COMPARATIVE EXAMPLE 1
Preparation of dispersion of coagulated core particles:
[0081] Copper Phthalocyanine Blue (5 parts by weight), polypropylene wax (8 parts by weight),
anionic emulsifier (0.8 parts by weight) and polyester resin (120 parts by weight)
are added in methyl ethyl ketone (80 parts by weight). The mixture is emulsified in
emulsification equipment with high shearing force for one hour. While the temperature
remains at about 30°C, deionized water (150 parts by weight) is added to the above
mixture to form the mixture emulsion.
[0082] The above emulsion is charged into a reactor and agitated at a rate of 400 to 600
rpm. 1% magnesium chloride solution (60 parts by weight) as a coagulating agent is
added to the reactor mixture. After the magnesium chloride is added, the agitation
continues for an additional 30 minutes to yield the coagulated core particles having
an average particle diameter of 7.2µm.
Preparation of the shell-forming_particles dispersion:
[0083] Polyester resin (40 parts by weight and anionic emulsifier (0.6 parts by weight)
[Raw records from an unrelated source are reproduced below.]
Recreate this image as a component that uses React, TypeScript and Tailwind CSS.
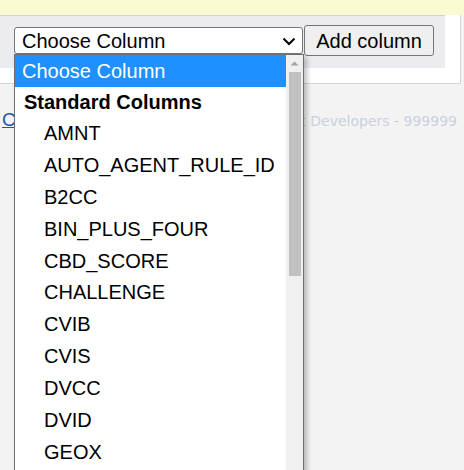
import React from 'react';

const columns = [
  'AMNT',
  'AUTO_AGENT_RULE_ID',
  'B2CC',
  'BIN_PLUS_FOUR',
  'CBD_SCORE',
  'CHALLENGE',
  'CVIB',
  'CVIS',
  'DVCC',
  'DVID',
  'GEOX',
];

const App = () => {
  return (
    <div className="relative min-h-[470px] w-[464px] overflow-hidden bg-[#f3f3f3] font-['Liberation_Sans',Arial,sans-serif]">
      {/* notice band */}
      <div className="h-[15px] bg-[#fafad2]" />

      {/* white card */}
      <div className="w-[461px] bg-white border-r border-b border-[#d6d6d6] pb-[15px]">
        <div className="w-[445px] h-[53px] bg-[#ececf0] border-t border-[#d2d2d6] flex items-start pt-[9px] pl-[14px]">
          <div className="mt-[2px] w-[289px] h-[27px] bg-white border border-[#767676] rounded-[3px] flex items-center justify-between pl-[7px] pr-[5px] text-[20px] text-black leading-none">
            <span>Choose Column</span>
            <svg width="16" height="16" viewBox="0 0 16 16" fill="none">
              <path d="M2.5 5.5 L8 11 L13.5 5.5" stroke="#000" strokeWidth="2" />
            </svg>
          </div>
          <button className="ml-[1px] w-[130px] h-[31px] bg-[#efefef] border border-[#767676] rounded-[3px] text-[20px] text-black leading-none">
            Add column
          </button>
        </div>
      </div>

      {/* footer */}
      <div className="flex items-center justify-between pl-[2px] pr-[7px] mt-[27px] h-[20px]">
        <a className="text-[#2255aa] underline text-[19px] leading-none -mt-[3px]">C</a>
        <span className="text-[#c9d1dd] font-['DejaVu_Sans',sans-serif] text-[14px]">
          Copyright © Payment Developers - 999999
        </span>
      </div>

      {/* open dropdown list */}
      <div className="absolute left-[14px] top-[54px] w-[290px] h-[430px] bg-white border border-[#6f6f6f] shadow-[3px_3px_5px_rgba(0,0,0,0.25)] flex">
        <div className="flex-1 text-[20px] text-black">
          <div className="h-[32px] bg-[#1e90ff] text-white flex items-center pl-[7px]">Choose Column</div>
          <div className="h-[30px] flex items-center pl-[9px] font-bold">Standard Columns</div>
          {columns.map((c) => (
            <div key={c} className="h-[31.9px] flex items-center pl-[29px]">
              {c}
            </div>
          ))}
        </div>
        <div className="w-[17px] bg-[#f0f0f0] flex flex-col items-center">
          <svg width="17" height="17" viewBox="0 0 17 17">
            <path d="M4.5 10.5 L8.5 6.5 L12.5 10.5 Z" fill="#a3a3a3" />
          </svg>
          <div className="w-[12px] h-[204px] bg-[#c1c1c1]" />
        </div>
      </div>
    </div>
  );
};

export default App;
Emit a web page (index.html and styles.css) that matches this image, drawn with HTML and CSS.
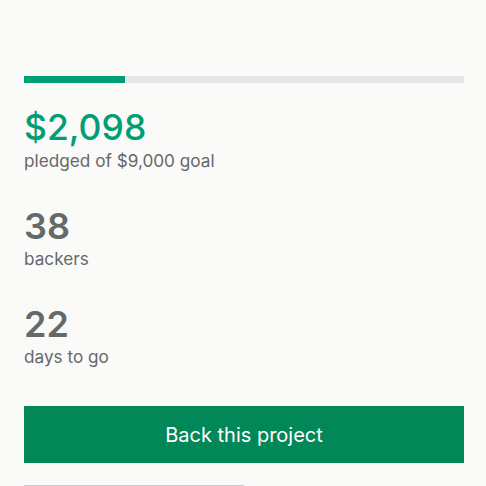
FILE: index.html
```html
<!DOCTYPE html>
<html lang="en">
<head>
<meta charset="utf-8">
<link rel="stylesheet" href="styles.css">
</head>
<body>
<main class="card">
  <div class="progress"><div class="progress-fill" style="width: 23%"></div></div>
  <div class="stats">
    <div class="stat">
      <div class="stat-value stat-value--green">$2,098</div>
      <div class="stat-label">pledged of $9,000 goal</div>
    </div>
    <div class="stat">
      <div class="stat-value">38</div>
      <div class="stat-label">backers</div>
    </div>
    <div class="stat">
      <div class="stat-value">22</div>
      <div class="stat-label">days to go</div>
    </div>
  </div>
  <button class="back-btn">Back this project</button>
  <div class="divider"></div>
</main>
</body>
</html>
```

FILE: styles.css
```css
html, body {
  margin: 0;
  padding: 0;
  background: #fafaf8;
  font-family: Inter, "Noto Sans", sans-serif;
}
.card {
  padding: 76px 22px 0 24px;
  display: flex;
  flex-direction: column;
}
.progress {
  height: 7px;
  background: #e6e6e6;
}
.progress-fill {
  height: 100%;
  background: #009e74;
}
.stats {
  display: flex;
  flex-direction: column;
  gap: 33px;
  margin-top: 23px;
}
.stat {
  display: flex;
  flex-direction: column;
}
.stat-value {
  font-size: 36px;
  font-weight: 600;
  line-height: 44px;
  color: #656969;
}
.stat-value--green {
  color: #009e74;
  font-weight: 500;
  font-size: 35.5px;
}
.stat-label {
  font-size: 17.2px;
  line-height: 21px;
  color: #656969;
}
.back-btn {
  margin-top: 39px;
  height: 57px;
  border: none;
  background: #028858;
  color: #ffffff;
  font-family: Inter, "Noto Sans", sans-serif;
  font-size: 20px;
  padding: 0;
}
.divider {
  margin-top: 22px;
  width: 220px;
  height: 1px;
  background: #cccccc;
}
```
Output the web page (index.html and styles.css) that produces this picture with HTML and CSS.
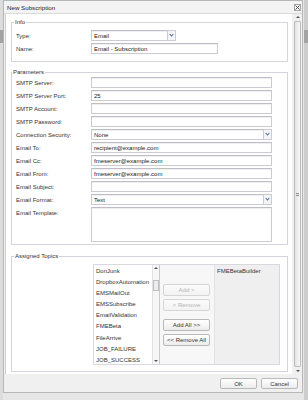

are added to methyl ethyl ketone (30 parts by weight) in emulsification equipment
with high shearing force for one hour; while the temperature remains at about 30°C,
deionized water (70 parts by weight) is added to the mixture to yield the shell-forming
particles dispersion.
[0084] Adding the above shell-forming particles dispersion to the coagulated core particles
dispersion and keeping the mixture for 30 minutes yields coagulated core-shell structured
particles dispersion.
[0085] The above coagulated toner particles are washed with water three or more times. After
filtration, the coagulated toner particles are dried under vacuum at a temperature
below 40°C to yield single core-shell structured blue toner particles which have a
volume-averaged particle diameter of 7.5µm, sphericity of 0.996, and average shape
factor of 101.
[0086] The toners of Examples 1-8 and Comparative Example 1 are tested for printing qualities
including image density, background fog density, transfer printing rate and cleaning
performance.
1. Test methods
[0087]
- (1) Image density: measured by Spectrodensitometer (X-Rite 938, product of X-Rite
Inc.). All of the tested images are printed by a digital all-color printer with the
respective toners.
- (2) Background fog density: tested and assessed by spectrodensitometer. The procedures
are as follows. The concentration is measured by spectrodensitometer at a given area
of a standard paper. A solid 5X5cm picture is printed on an up part of the given area
and then the concentration is measured by spectrodensitometer on the low part of the
given area (within the given area but outside the printed picture). The difference
between the measured concentrations on the up part and the low part is defined as
the background fog density.
- (3) Transfer printing rate: tested by measuring the amount of toner on the paper printed
with standard picture or text (Mp) and its residue on the photoreceptor (Md) and calculated
according to the following equation. The transfer printing rate of each toner is then
measured against the standard.

- (4) Cleaning performance: measured by forming a shadow toner image on the photoreceptor
and then removing it by a cleaning blade, and determining whether there is any residual
toner particles on the photoreceptor; testing conditions: temperature 25°C and humidity
30%RH.
2. Assessment
[0088] Image density, background fog density and transfer printing rate are assessed by
three grades: A means excellent, B means good and C means poor.
[0089] The results are shown in Table 1.
TABLE 1
Example No. |
Image Density |
Background Fog Density |
Transfer Printing Rate |
Cleaning Performance |
Ex. 1 |
A |
A |
A |
A |
Ex. 2 |
A |
A |
A |
A |
Ex. 3 |
A |
A |
A |
A |
Ex. 4 |
A |
A |
A |
A |
Ex. 5 |
A |
A |
A |
A |
Ex. 6 |
A |
A |
A |
A |
Ex. 7 |
A |
A |
A |
B |
Ex. 8 |
A |
A |
A |
A |
Ex. C.1 |
A |
A |
A |
B |
[0090] The test results indicate that after printing 10,000 pages on a color laser printer,
the toner of the invention has a transfer printing rate greater than 85% and image
density greater than 1.20. The toner of the invention not only has improved transfer
printing rate and image density, but also has reduced background fog density. The
toner residue on the photoreceptor is also significantly reduced compared with the
sphere-shaped toners, which means the cleaning performance of the toner of the invention
is improved. After being stored in an oven at 45°C for 24 hours, the toner of the
invention shows no lumps, which means that the toner of the invention has good storage
stability.
INDUSTRIAL APPLICABILITY
[0091] The toner of the invention has multiple core layers. Each core layer and its shell
layer form a honeycomb unit. Two adjacent honeycomb units share a shell layer and
thus the overall toner particles are honeycomb-shaped. Therefore, the sphericity and
size of the toner particles can be easily controlled according to the requirements
of the printing equipment by varying the number of the honeycomb units to achieve
good image uniformity, color reproducibility, cleaning performance and other properties.
In addition, the shell layer is harder than the core layer in the core-shell structured
toner particles, the shell layer protects the core layer.